Editorial Intelligence - eidigest
A war on climate change
The world needs to adopt the thinking of war, or more specifically enter into a wartime economic mindset if we are to properly tackle climate change, says Dr Ariel Bergmann, of the Centre for Energy, Petroleum & Mineral Law and Policy at the University of Dundee. We are a world largely addicted to carbon-producing fossil fuels. Targets to make a significant shift to renewable energy sources are routinely missed and scepticism is already rife over whether goals that lie even 20 or 30 years in the future can ever be met. So what will it take for the world to shake its carbon addiction and successfully adapt to a new, cleaner, energy future? We need a World War II-scale realignment of the economy. Over those years, around three-quarters of the countries on the planet significantly changed their economies to participate in this war, as they felt the need was so great it had to be done. There was a wholesale shift in economies and a price that required a huge commitment from those societies, for example, in the UK we had food rationing. But they did it, and I am sure most people on the Allied side would say that it was worth it to defeat the evil that was in front of them. The challenge we face now in avoiding an even more detrimental temperature increase of the planet is even greater than that, and if we are to meet it then we will have to collectively show the same kind of will. There are few reasons to be optimistic this will happen.
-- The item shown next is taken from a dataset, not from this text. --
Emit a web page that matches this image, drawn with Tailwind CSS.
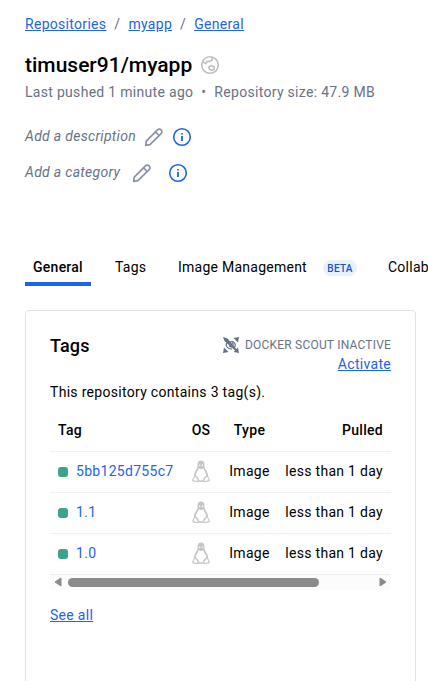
<!DOCTYPE html>
<html lang="en">
<head>
<meta charset="utf-8">
<title>timuser91/myapp</title>
<script src="https://cdn.jsdelivr.net/npm/@tailwindcss/browser@4"></script>
</head>
<body class="bg-white overflow-hidden h-[681px] font-[Roboto,sans-serif] text-[14px] leading-5 tracking-[0.3px] text-black">
<svg class="hidden">
  <symbol id="pencil" viewBox="0 0 20 20"><g fill="none" stroke="#8993a5" stroke-width="1.700" stroke-linejoin="round"><path d="M1.700 18.300l.6-4.200L13.400 2.900a2.650 2.650 0 0 1 3.750 3.750L5.900 17.700l-4.200.6z"/><path d="M11.500 4.800l3.700 3.700"/></g></symbol>
  <symbol id="info" viewBox="0 0 20 20"><circle cx="10" cy="10" r="8.300" fill="none" stroke="#1d63ed" stroke-width="1.600"/><path d="M9.100 5.900h1.800v1.700H9.100zM9.100 9h1.800v5H9.100z" fill="#1d63ed"/></symbol>
  <symbol id="tux" viewBox="0 0 18 23"><path d="M9 .5C6.700.5 5.500 2 5.600 4.200c.1 2.500-.2 3.800-1.700 6C2.500 12.200 1.900 14 2 16L.3 19.600c-.4 1.300.5 1.800 2 2 2 .2 3.200 1.300 4.300.2h4.800c1.100 1.100 2.300 0 4.300-.2 1.500-.2 2.400-.7 2-2L16 16c.1-2-.5-3.800-1.900-5.800-1.500-2.200-1.800-3.500-1.700-6C12.500 2 11.300.5 9 .5z" fill="#c6c6c6"/><path d="M6.800 8.200c-.6 2.200-3 4.300-3 7.600 1.800.8 3 2.500 3.200 4.400h4c.2-1.900 1.400-3.600 3.200-4.400 0-3.300-2.400-5.400-3-7.600L9 9.200z" fill="#fff"/><path d="M3 16.500l-1.700 3.300c.3 1 3 .8 4.100 1.400 1-1.300-.8-3.200-2.400-4.700zM15 16.500l1.700 3.300c-.3 1-3 .8-4.100 1.400-1-1.300.8-3.200 2.400-4.700z" fill="#fff"/><path d="M7 4.800h1.300v1.200H7zM9.800 4.800h1.300v1.200H9.800z" fill="#fff"/></symbol>
</svg>
<nav class="flex items-center gap-2 pl-[25px] pt-[14px] text-[#1d63ed]">
  <a class="underline">Repositories</a><span class="text-[#677285]">/</span><a class="underline">myapp</a><span class="text-[#677285]">/</span><a class="underline">General</a>
</nav>
<header class="pl-[25px] pt-[17px]">
  <div class="flex items-center gap-2 h-7">
    <h1 class="text-[21px] font-medium leading-7 tracking-[0px]">timuser91/myapp</h1>
    <svg class="size-5" viewBox="0 0 20 20" fill="none" stroke="#bfbfbf" stroke-width="1.600"><circle cx="10" cy="10" r="8.300"/><path d="M2.400 6.800l3.300 1.600 1.500-2h2.600L12.300 4.800l-.6-3M8.600 12.200l2.500-1.500 2.900.9.200 2.200-1.900 1.500-2.600-.7z"/></svg>
  </div>
  <div class="flex h-5 mt-[3px] text-[#677285]"><span>Last pushed 1 minute ago</span><span class="w-[21px] text-center">•</span><span>Repository size: 47.9 MB</span></div>
  <div class="flex items-center mt-[25px] h-5 text-[#677285]"><i class="pb-0.5">Add a description</i><svg class="size-5 ml-2"><use href="#pencil"/></svg><svg class="size-5 ml-2"><use href="#info"/></svg></div>
  <div class="flex items-center mt-4 h-5 text-[#677285]"><i class="pb-0.5">Add a category</i><svg class="size-5 ml-3"><use href="#pencil"/></svg><svg class="size-5 ml-4"><use href="#info"/></svg></div>
</header>
<div class="flex *:shrink-0 overflow-hidden ml-[25px] mt-[65px] h-[38px] whitespace-nowrap tracking-[0.25px]">
  <div class="w-[66px] border-b-4 border-[#1d63ed] text-center font-medium pt-[9px]">General</div>
  <div class="ml-[24px] w-[63px] pt-[9px]">Tags</div>
  <div class="w-[145px] pt-[9px]">Image Management</div>
  <div class="w-[34px] h-4 mt-[12px] rounded-full bg-[#e5f2fc] text-[#1354cc] text-[10px] leading-[17px] font-medium text-center">BETA</div>
  <div class="ml-[31px] pt-[9px]">Collaborators</div>
</div>
<main class="ml-[25px] mt-6 w-[391px] h-[390px] border border-[#e1e2e6] rounded-[4px] px-6 pt-[23px]">
  <div class="flex justify-between">
    <h2 class="text-[18px] font-medium leading-6 tracking-[0.15px]">Tags</h2>
    <div class="flex flex-col items-end">
      <div class="flex items-center h-5 gap-[6px] mt-px text-[12px] tracking-[0.2px] text-[#677285]"><svg class="size-4" viewBox="0 0 16 16"><path d="M0 0l4.500 1.500L15.700 14.700l-1 1L1.500 4zM16 0l-1 5.500L10.500 1zM0 16l1-5.500L5.500 15zM16 16l-5.500-1L15 10.500z" fill="#677285"/><path d="M4 6q-1.700 2 .2 4.200 2 2.200 4.700 1.700M6.500 5.300q3-1.500 4.700.4 2 2 .4 4.500M6.500 8q0 2 2.500 2M9 5.700q1.500.8 1.200 2.500" fill="none" stroke="#677285" stroke-width="1.200"/></svg><span>DOCKER SCOUT INACTIVE</span></div>
      <a class="-mt-px underline text-[#1d63ed]">Activate</a>
    </div>
  </div>
  <p class="mt-[8px] h-5">This repository contains 3 tag(s).</p>
  <table class="w-[341px] table-fixed mt-[7px] border-collapse">
    <colgroup><col class="w-[131px]"><col class="w-[40px]"><col class="w-[57px]"><col class="w-[113px]"></colgroup>
    <thead><tr class="h-[42px] border-b border-[#f0f0f1]"><th class="pl-2 text-left font-medium">Tag</th><th class="font-medium">OS</th><th class="font-medium">Type</th><th class="font-medium text-right pr-2">Pulled</th></tr></thead>
    <tbody class="[&_td]:pb-[2px]">
      <tr class="h-[41px] border-b border-[#f0f0f1]"><td class="pl-2"><div class="flex items-center gap-2 text-[#1d63ed]"><span class="size-[10px] mt-[2px] rounded-[3px] bg-[#3ca38c]"></span>5bb125d755c7</div></td><td><svg class="relative top-px w-[18px] h-[23px] mx-auto"><use href="#tux"/></svg></td><td class="text-center">Image</td><td class="text-right pr-2 whitespace-nowrap">less than 1 day</td></tr>
      <tr class="h-[41px] border-b border-[#f0f0f1]"><td class="pl-2"><div class="flex items-center gap-2 text-[#1d63ed]"><span class="size-[10px] mt-[2px] rounded-[3px] bg-[#3ca38c]"></span>1.1</div></td><td><svg class="relative top-px w-[18px] h-[23px] mx-auto"><use href="#tux"/></svg></td><td class="text-center">Image</td><td class="text-right pr-2 whitespace-nowrap">less than 1 day</td></tr>
      <tr class="h-[41px] border-b border-[#f0f0f1]"><td class="pl-2"><div class="flex items-center gap-2 text-[#1d63ed]"><span class="size-[10px] mt-[2px] rounded-[3px] bg-[#3ca38c]"></span>1.0</div></td><td><svg class="relative top-px w-[18px] h-[23px] mx-auto"><use href="#tux"/></svg></td><td class="text-center">Image</td><td class="text-right pr-2 whitespace-nowrap">less than 1 day</td></tr>
    </tbody>
  </table>
  <div class="flex items-center h-[15px] bg-[#fcfcfc] px-1">
    <svg class="w-2 h-[10px]" viewBox="0 0 8 10"><path d="M7 1L1 5l6 4z" fill="#8b8b8b" stroke="#8b8b8b" stroke-linejoin="round"/></svg>
    <div class="ml-[6px] w-[251px] h-[9px] rounded-full bg-[#8b8b8b]"></div>
    <svg class="ml-auto w-2 h-[10px]" viewBox="0 0 8 10"><path d="M1 1l6 4-6 4z" fill="#8b8b8b" stroke="#8b8b8b" stroke-linejoin="round"/></svg>
  </div>
  <a class="block mt-[15px] underline text-[#1d63ed]">See all</a>
</main>
</body>
</html>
But, if we wanted to - if we really, really wanted to - the planet could largely be weaned off carbon fuels in the next ten years. We have the technology largely available, and while there would be some big, and expensive, challenges relating to energy storage in particular, it would be possible. The internationally agreed goals for 2050, to limit a rise in global temperatures to well below 2 degrees are now only 34 years away, and at the current levels of investment we won’t achieve those goals. There needs to be a change in approach and attitude, but there is a glaring gap between realising that and acting upon it.